Short problem: Return all of the data exactly, with nothing left out but the pictures.

Dataset excerpt:
━━━━━━━━━━━━━━━━

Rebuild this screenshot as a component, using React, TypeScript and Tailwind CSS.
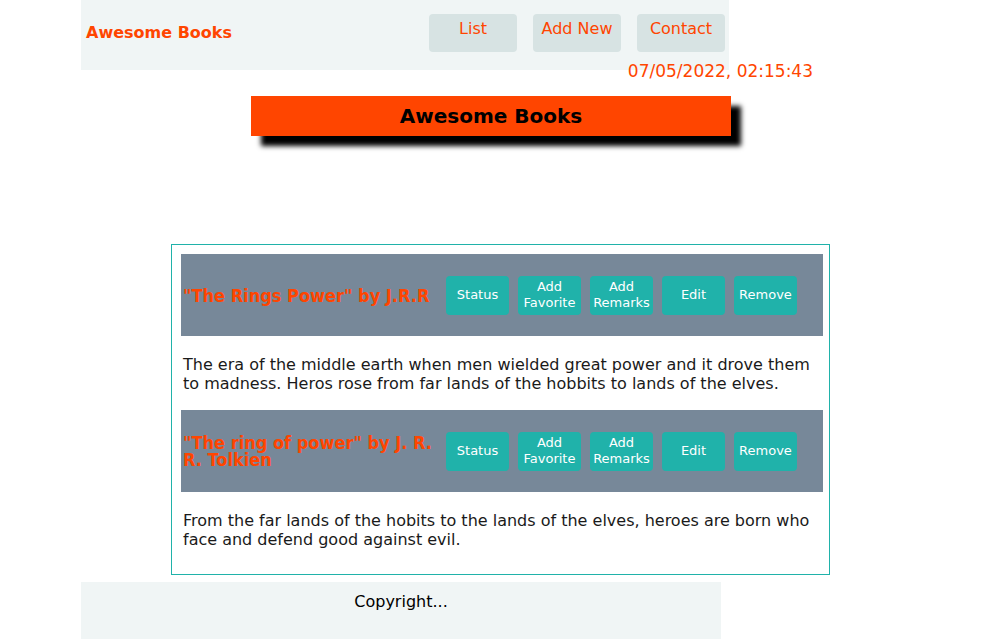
const books = [
  {
    title: '"The Rings Power" by J.R.R',
    text: "The era of the middle earth when men wielded great power and it drove them to madness. Heros rose from far lands of the hobbits to lands of the elves.",
  },
  {
    title: '"The ring of power" by J. R. R. Tolkien',
    text: "From the far lands of the hobits to the lands of the elves, heroes are born who face and defend good against evil.",
  },
];

const actions = [["Status"], ["Add", "Favorite"], ["Add", "Remarks"], ["Edit"], ["Remove"]];

function BookRow({ title, text }: { title: string; text: string }) {
  return (
    <div>
      <div className="flex h-[82px] w-[642px] items-center bg-[#778899]">
        <h3 className="ml-[2px] w-[255px] font-['DejaVu_Sans_Condensed',sans-serif] text-[18px] font-bold leading-[17px] text-[#ff4500]">
          {title}
        </h3>
        <div className="ml-[8px] flex gap-[9px]">
          {actions.map((lines) => (
            <button
              key={lines.join(" ")}
              type="button"
              className="flex h-[39px] w-[63px] flex-col items-center justify-center rounded-[4px] bg-[#20b2aa] text-[13px] leading-[16px] text-white"
            >
              {lines.map((l) => (
                <span key={l}>{l}</span>
              ))}
            </button>
          ))}
        </div>
      </div>
      <p className="pb-[17px] pl-[2px] pr-[10px] pt-[20px] text-[16px] leading-[18.6px] text-[#1a1a1a]">{text}</p>
    </div>
  );
}

export default function App() {
  return (
    <div className="min-h-screen bg-white font-['DejaVu_Sans',Verdana,sans-serif]">
      <header className="ml-[81px] flex h-[70px] w-[648px] items-start justify-between bg-[#f0f5f5]">
        <h1 className="mt-[21px] pl-[5px] text-[16px] font-bold text-[#ff4500]">Awesome Books</h1>
        <nav className="mr-[4px] mt-[14px] flex gap-[16px]">
          {["List", "Add New", "Contact"].map((item) => (
            <a
              key={item}
              href="#"
              className="flex h-[38px] w-[88px] justify-center rounded-[4px] bg-[#d7e3e3] pt-[3px] text-[16px] text-[#ff4500]"
            >
              {item}
            </a>
          ))}
        </nav>
      </header>

      <div className="-mt-[9px] w-[813px] text-right text-[17px] leading-[20px] text-[#ff4500]">07/05/2022, 02:15:43</div>

      <div className="ml-[251px] mt-[15px] flex h-[40px] w-[480px] items-center justify-center bg-[#ff4500] shadow-[10px_10px_5px_#000]">
        <h2 className="text-[20px] font-bold text-black">Awesome Books</h2>
      </div>

      <section className="ml-[171px] mt-[108px] w-[659px] border border-[#20b2aa] px-[9px] pb-[8px] pt-[9px]">
        {books.map((b) => (
          <BookRow key={b.title} title={b.title} text={b.text} />
        ))}
      </section>

      <footer className="ml-[81px] mt-[7px] h-[70px] w-[640px] bg-[#f0f5f5] pt-[8px] text-center text-[16px] text-black">
        Copyright...
      </footer>
    </div>
  );
}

━━━━━━━━━━━━━━━━

Written answer:
Rebuild this screenshot as a component, using React, TypeScript and Tailwind CSS.
const books = [
  {
    title: '"The Rings Power" by J.R.R',
    text: "The era of the middle earth when men wielded great power and it drove them to madness. Heros rose from far lands of the hobbits to lands of the elves.",
  },
  {
    title: '"The ring of power" by J. R. R. Tolkien',
    text: "From the far lands of the hobits to the lands of the elves, heroes are born who face and defend good against evil.",
  },
];

const actions = [["Status"], ["Add", "Favorite"], ["Add", "Remarks"], ["Edit"], ["Remove"]];

function BookRow({ title, text }: { title: string; text: string }) {
  return (
    <div>
      <div className="flex h-[82px] w-[642px] items-center bg-[#778899]">
        <h3 className="ml-[2px] w-[255px] font-['DejaVu_Sans_Condensed',sans-serif] text-[18px] font-bold leading-[17px] text-[#ff4500]">
          {title}
        </h3>
        <div className="ml-[8px] flex gap-[9px]">
          {actions.map((lines) => (
            <button
              key={lines.join(" ")}
              type="button"
              className="flex h-[39px] w-[63px] flex-col items-center justify-center rounded-[4px] bg-[#20b2aa] text-[13px] leading-[16px] text-white"
            >
              {lines.map((l) => (
                <span key={l}>{l}</span>
              ))}
            </button>
          ))}
        </div>
      </div>
      <p className="pb-[17px] pl-[2px] pr-[10px] pt-[20px] text-[16px] leading-[18.6px] text-[#1a1a1a]">{text}</p>
    </div>
  );
}

export default function App() {
  return (
    <div className="min-h-screen bg-white font-['DejaVu_Sans',Verdana,sans-serif]">
      <header className="ml-[81px] flex h-[70px] w-[648px] items-start justify-between bg-[#f0f5f5]">
        <h1 className="mt-[21px] pl-[5px] text-[16px] font-bold text-[#ff4500]">Awesome Books</h1>
        <nav className="mr-[4px] mt-[14px] flex gap-[16px]">
          {["List", "Add New", "Contact"].map((item) => (
            <a
              key={item}
              href="#"
              className="flex h-[38px] w-[88px] justify-center rounded-[4px] bg-[#d7e3e3] pt-[3px] text-[16px] text-[#ff4500]"
            >
              {item}
            </a>
          ))}
        </nav>
      </header>

      <div className="-mt-[9px] w-[813px] text-right text-[17px] leading-[20px] text-[#ff4500]">07/05/2022, 02:15:43</div>

      <div className="ml-[251px] mt-[15px] flex h-[40px] w-[480px] items-center justify-center bg-[#ff4500] shadow-[10px_10px_5px_#000]">
        <h2 className="text-[20px] font-bold text-black">Awesome Books</h2>
      </div>

      <section className="ml-[171px] mt-[108px] w-[659px] border border-[#20b2aa] px-[9px] pb-[8px] pt-[9px]">
        {books.map((b) => (
          <BookRow key={b.title} title={b.title} text={b.text} />
        ))}
      </section>

      <footer className="ml-[81px] mt-[7px] h-[70px] w-[640px] bg-[#f0f5f5] pt-[8px] text-center text-[16px] text-black">
        Copyright...
      </footer>
    </div>
  );
}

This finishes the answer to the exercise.